> **Work required**
Work through the listing below and count the lines that hold "this". Answer with the number alone.

════════════════════

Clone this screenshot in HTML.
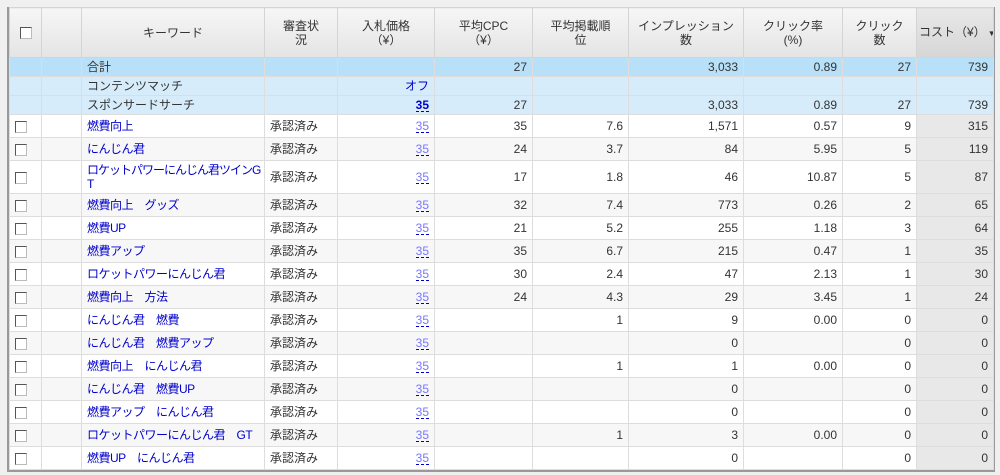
<!DOCTYPE html>
<html><head><meta charset="utf-8"><style>
body{margin:0;background:#f0f0f0;width:1000px;height:475px;overflow:hidden;font-family:"Liberation Sans","Noto Sans CJK JP",sans-serif;font-size:12px;color:#333}
.wrap{position:absolute;left:7px;top:7px;width:984px;border-left:2px solid #999;border-right:2px solid #999;border-bottom:2px solid #999;background:#fff}
table{border-collapse:collapse;table-layout:fixed;width:984px}
td,th{border:1px solid #ddd;padding:0 5px;white-space:nowrap;overflow:hidden;line-height:14px}
th{font-weight:normal;height:49px;background:linear-gradient(#f6f6f6,#e4e4e4);color:#333;text-align:center;border-color:#d4d4d4;padding:0 2px}
th.s{background:linear-gradient(#e8e8e8,#d6d6d6)}
tr.t td{background:#b8e0f8;height:18px}
tr.c td{background:#d6ecfa;height:18px}
tr.r td{height:22px}
tr.r:nth-child(even) td{background:#f7f7f7}
td.n{text-align:right}
td.k{color:#00c;letter-spacing:-0.5px}
tr.r td.cs{background:#e8e8e8}
.cb{display:inline-block;width:10px;height:10px;border:1px solid #555;border-right-color:#bbb;border-bottom-color:#bbb;background:#fff;vertical-align:middle}
.b{color:#77f;border-bottom:1px dashed #00c;line-height:12px;display:inline-block}
.bb{color:#00c;font-weight:bold;border-bottom:1px dashed #00c;line-height:12px;display:inline-block}
</style></head><body>
<div class="wrap"><table>
<colgroup><col style="width:32px"><col style="width:40px"><col style="width:183px"><col style="width:73px"><col style="width:97px"><col style="width:98px"><col style="width:96px"><col style="width:115px"><col style="width:99px"><col style="width:74px"><col style="width:77px"></colgroup>
<tr><th><span class="cb"></span></th><th></th><th>キーワード</th><th>審査状<br>況</th><th>入札価格<br>（¥）</th><th>平均CPC<br>（¥）</th><th>平均掲載順<br>位</th><th>インプレッション<br>数</th><th>クリック率<br>(%)</th><th>クリック<br>数</th><th class="s">コスト（¥）<span style="font-size:8px;margin-left:2px">▼</span></th></tr>
<tr class="t"><td></td><td></td><td>合計</td><td></td><td></td><td class="n">27</td><td></td><td class="n">3,033</td><td class="n">0.89</td><td class="n">27</td><td class="n">739</td></tr>
<tr class="c"><td></td><td></td><td>コンテンツマッチ</td><td></td><td class="n" style="color:#00c">オフ</td><td></td><td></td><td></td><td></td><td></td><td></td></tr>
<tr class="c"><td></td><td></td><td>スポンサードサーチ</td><td></td><td class="n"><span class="bb">35</span></td><td class="n">27</td><td></td><td class="n">3,033</td><td class="n">0.89</td><td class="n">27</td><td class="n">739</td></tr>
<tr class="r"><td><span class="cb"></span></td><td></td><td class="k">燃費向上</td><td>承認済み</td><td class="n"><span class="b">35</span></td><td class="n">35</td><td class="n">7.6</td><td class="n">1,571</td><td class="n">0.57</td><td class="n">9</td><td class="n cs">315</td></tr>
<tr class="r"><td><span class="cb"></span></td><td></td><td class="k">にんじん君</td><td>承認済み</td><td class="n"><span class="b">35</span></td><td class="n">24</td><td class="n">3.7</td><td class="n">84</td><td class="n">5.95</td><td class="n">5</td><td class="n cs">119</td></tr>
<tr class="r"><td style="height:32px"><span class="cb"></span></td><td></td><td class="k" style="letter-spacing:-1px">ロケットパワーにんじん君ツインG<br>T</td><td>承認済み</td><td class="n"><span class="b">35</span></td><td class="n">17</td><td class="n">1.8</td><td class="n">46</td><td class="n">10.87</td><td class="n">5</td><td class="n cs">87</td></tr>
<tr class="r"><td><span class="cb"></span></td><td></td><td class="k">燃費向上　グッズ</td><td>承認済み</td><td class="n"><span class="b">35</span></td><td class="n">32</td><td class="n">7.4</td><td class="n">773</td><td class="n">0.26</td><td class="n">2</td><td class="n cs">65</td></tr>
<tr class="r"><td><span class="cb"></span></td><td></td><td class="k">燃費UP</td><td>承認済み</td><td class="n"><span class="b">35</span></td><td class="n">21</td><td class="n">5.2</td><td class="n">255</td><td class="n">1.18</td><td class="n">3</td><td class="n cs">64</td></tr>
<tr class="r"><td><span class="cb"></span></td><td></td><td class="k">燃費アップ</td><td>承認済み</td><td class="n"><span class="b">35</span></td><td class="n">35</td><td class="n">6.7</td><td class="n">215</td><td class="n">0.47</td><td class="n">1</td><td class="n cs">35</td></tr>
<tr class="r"><td><span class="cb"></span></td><td></td><td class="k">ロケットパワーにんじん君</td><td>承認済み</td><td class="n"><span class="b">35</span></td><td class="n">30</td><td class="n">2.4</td><td class="n">47</td><td class="n">2.13</td><td class="n">1</td><td class="n cs">30</td></tr>
<tr class="r"><td><span class="cb"></span></td><td></td><td class="k">燃費向上　方法</td><td>承認済み</td><td class="n"><span class="b">35</span></td><td class="n">24</td><td class="n">4.3</td><td class="n">29</td><td class="n">3.45</td><td class="n">1</td><td class="n cs">24</td></tr>
<tr class="r"><td><span class="cb"></span></td><td></td><td class="k">にんじん君　燃費</td><td>承認済み</td><td class="n"><span class="b">35</span></td><td></td><td class="n">1</td><td class="n">9</td><td class="n">0.00</td><td class="n">0</td><td class="n cs">0</td></tr>
<tr class="r"><td><span class="cb"></span></td><td></td><td class="k">にんじん君　燃費アップ</td><td>承認済み</td><td class="n"><span class="b">35</span></td><td></td><td></td><td class="n">0</td><td></td><td class="n">0</td><td class="n cs">0</td></tr>
<tr class="r"><td><span class="cb"></span></td><td></td><td class="k">燃費向上　にんじん君</td><td>承認済み</td><td class="n"><span class="b">35</span></td><td></td><td class="n">1</td><td class="n">1</td><td class="n">0.00</td><td class="n">0</td><td class="n cs">0</td></tr>
<tr class="r"><td><span class="cb"></span></td><td></td><td class="k">にんじん君　燃費UP</td><td>承認済み</td><td class="n"><span class="b">35</span></td><td></td><td></td><td class="n">0</td><td></td><td class="n">0</td><td class="n cs">0</td></tr>
<tr class="r"><td><span class="cb"></span></td><td></td><td class="k">燃費アップ　にんじん君</td><td>承認済み</td><td class="n"><span class="b">35</span></td><td></td><td></td><td class="n">0</td><td></td><td class="n">0</td><td class="n cs">0</td></tr>
<tr class="r"><td><span class="cb"></span></td><td></td><td class="k">ロケットパワーにんじん君　GT</td><td>承認済み</td><td class="n"><span class="b">35</span></td><td></td><td class="n">1</td><td class="n">3</td><td class="n">0.00</td><td class="n">0</td><td class="n cs">0</td></tr>
<tr class="r"><td><span class="cb"></span></td><td></td><td class="k">燃費UP　にんじん君</td><td>承認済み</td><td class="n"><span class="b">35</span></td><td></td><td></td><td class="n">0</td><td></td><td class="n">0</td><td class="n cs">0</td></tr>
</table></div>
</body></html>
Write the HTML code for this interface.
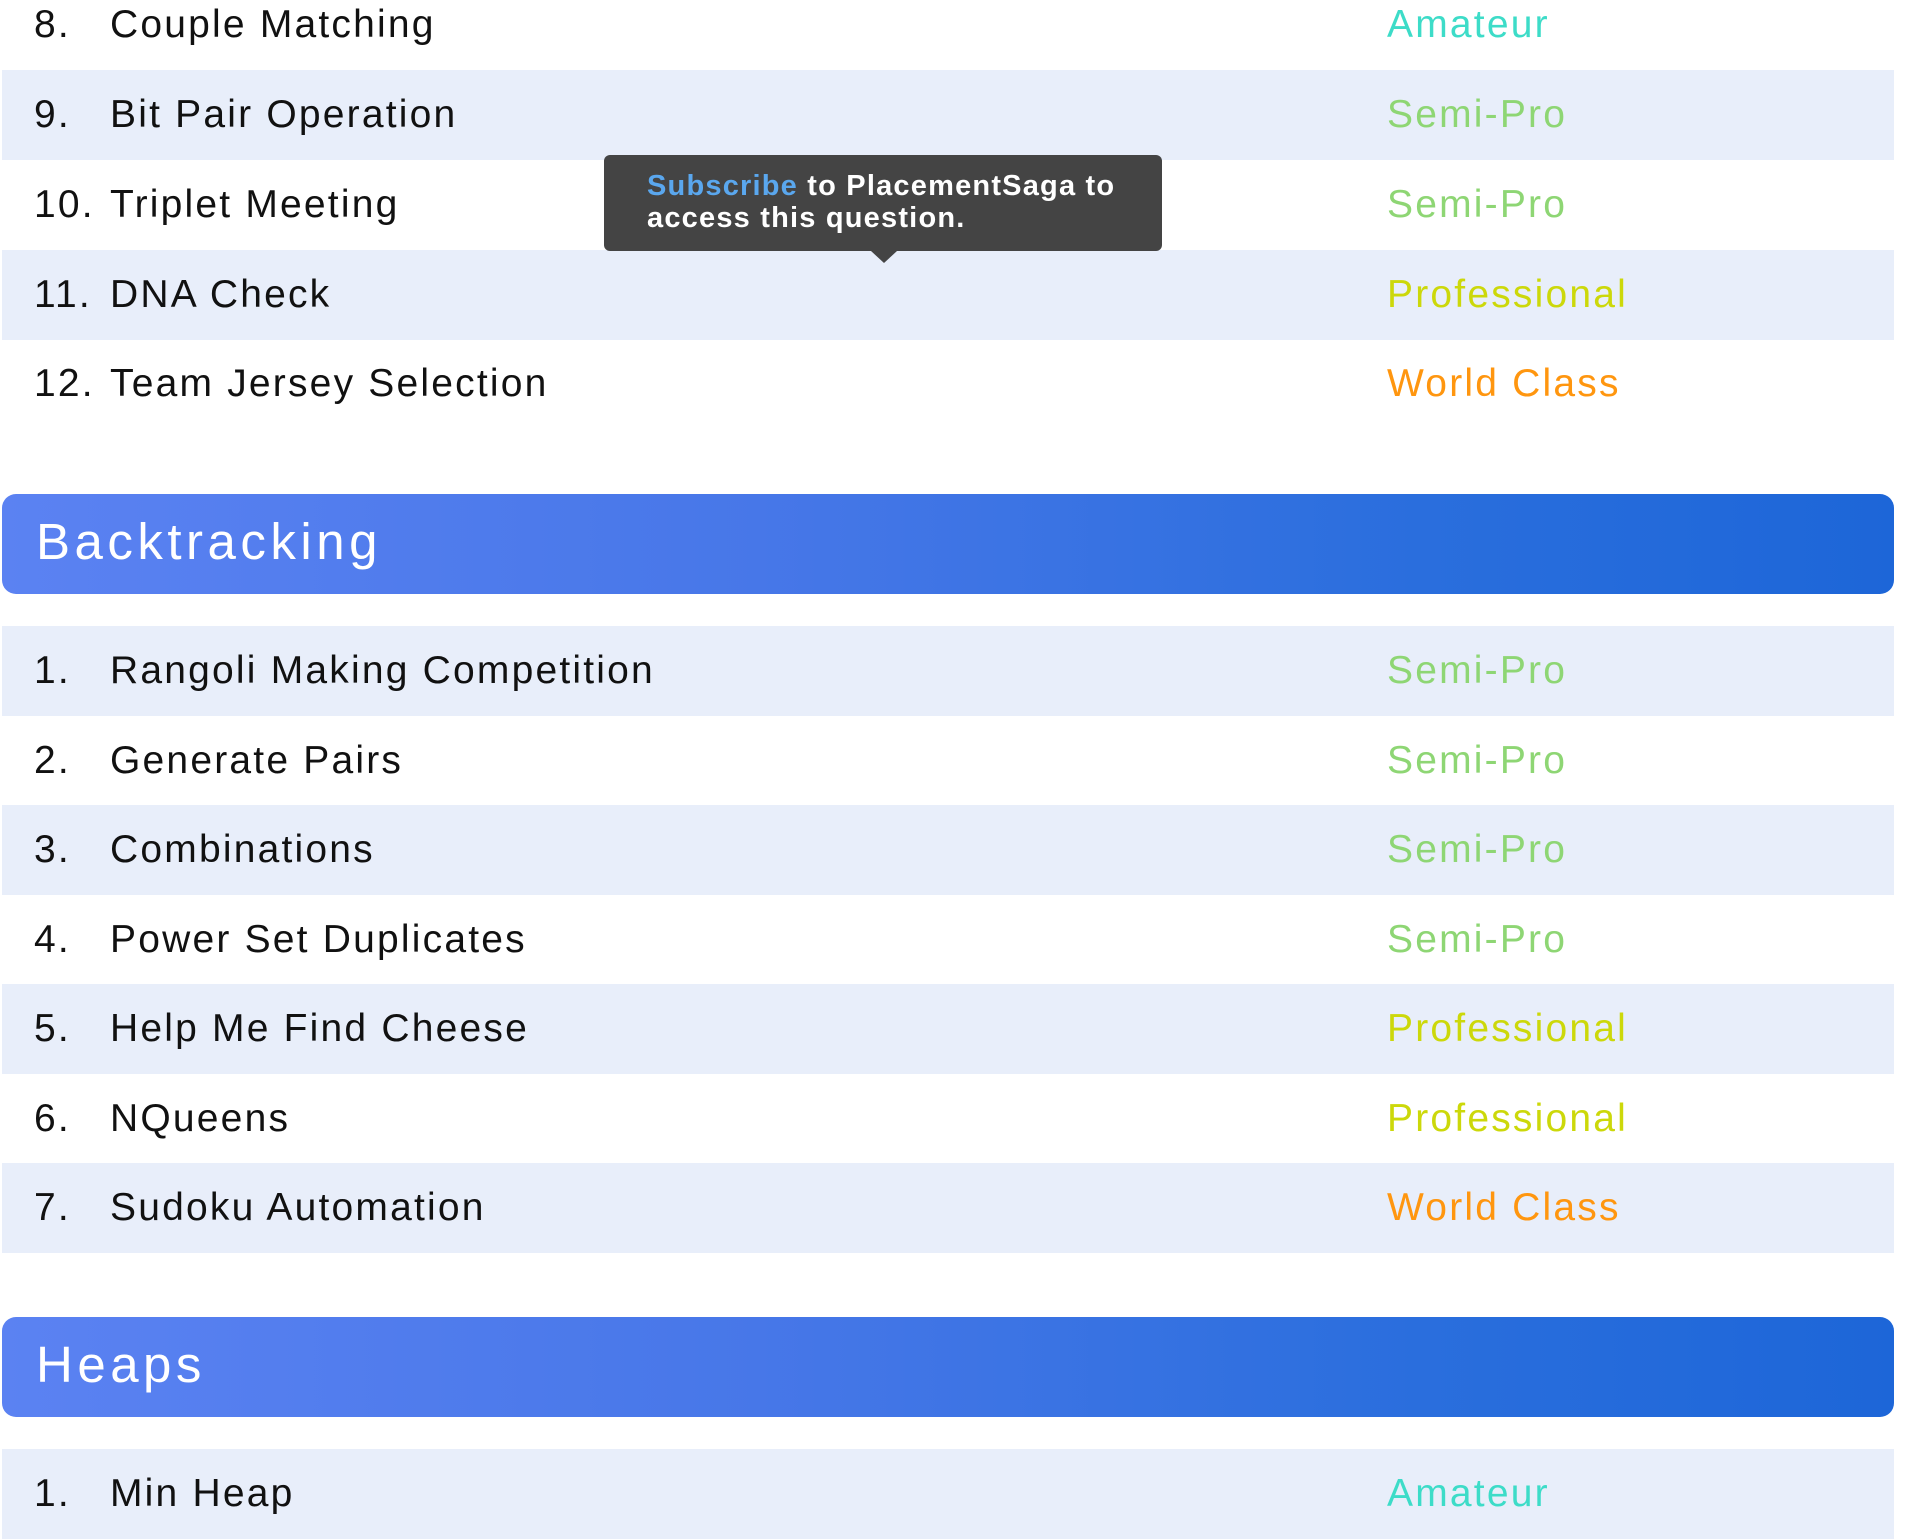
<!DOCTYPE html>
<html><head><meta charset="utf-8"><style>
html,body{margin:0;padding:0;width:1906px;height:1532px;overflow:hidden;background:#fff;font-family:"Liberation Sans",sans-serif;}
.row{position:absolute;left:2px;width:1892px;height:90px;}
.row.b{background:#e8eefa;}
.row span{position:absolute;top:0;line-height:90px;font-size:39px;color:#111;letter-spacing:2.2px;}
.n{left:32px;}
.t{left:108px;}
.d{left:1385px;}
.am{color:#3ddcc8 !important}
.sp{color:#8ed674 !important}
.pr{color:#ccd80a !important}
.wc{color:#ff960f !important}
.hdr{position:absolute;left:2px;width:1892px;height:100px;border-radius:14px;background:linear-gradient(90deg,#5b82f2 0%,#4777e8 40%,#2a6edd 75%,#1d66d8 100%);}
.hdr span{position:absolute;left:34px;top:0;line-height:96px;font-size:51px;color:#fff;letter-spacing:4.5px;}
.tip{position:absolute;left:604px;top:155px;width:558px;height:96px;background:#444;border-radius:6px;box-sizing:border-box;padding:15px 0 0 43px;color:#fff;font-size:29px;font-weight:bold;line-height:32px;letter-spacing:1.2px;}
.tip b{color:#5aa7ee;}
.arr{position:absolute;left:871px;top:251px;width:0;height:0;border-left:13px solid transparent;border-right:13px solid transparent;border-top:12px solid #444;}
</style></head><body>
<div class="row" style="top:-20px"><span class="n">8.</span><span class="t">Couple Matching</span><span class="d am">Amateur</span></div>
<div class="row b" style="top:70px"><span class="n">9.</span><span class="t">Bit Pair Operation</span><span class="d sp">Semi-Pro</span></div>
<div class="row" style="top:160px"><span class="n">10.</span><span class="t">Triplet Meeting</span><span class="d sp">Semi-Pro</span></div>
<div class="row b" style="top:250px"><span class="n">11.</span><span class="t">DNA Check</span><span class="d pr">Professional</span></div>
<div class="row" style="top:339px"><span class="n">12.</span><span class="t">Team Jersey Selection</span><span class="d wc">World Class</span></div>

<div class="hdr" style="top:494px"><span>Backtracking</span></div>

<div class="row b" style="top:626px"><span class="n">1.</span><span class="t">Rangoli Making Competition</span><span class="d sp">Semi-Pro</span></div>
<div class="row" style="top:716px"><span class="n">2.</span><span class="t">Generate Pairs</span><span class="d sp">Semi-Pro</span></div>
<div class="row b" style="top:805px"><span class="n">3.</span><span class="t">Combinations</span><span class="d sp">Semi-Pro</span></div>
<div class="row" style="top:895px"><span class="n">4.</span><span class="t">Power Set Duplicates</span><span class="d sp">Semi-Pro</span></div>
<div class="row b" style="top:984px"><span class="n">5.</span><span class="t">Help Me Find Cheese</span><span class="d pr">Professional</span></div>
<div class="row" style="top:1074px"><span class="n">6.</span><span class="t">NQueens</span><span class="d pr">Professional</span></div>
<div class="row b" style="top:1163px"><span class="n">7.</span><span class="t">Sudoku Automation</span><span class="d wc">World Class</span></div>

<div class="hdr" style="top:1317px"><span>Heaps</span></div>

<div class="row b" style="top:1449px"><span class="n">1.</span><span class="t">Min Heap</span><span class="d am">Amateur</span></div>

<div class="tip"><b>Subscribe</b> to PlacementSaga to<br>access this question.</div>
<div class="arr"></div>
</body></html>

════════════════════

> **Output of the exercise**
3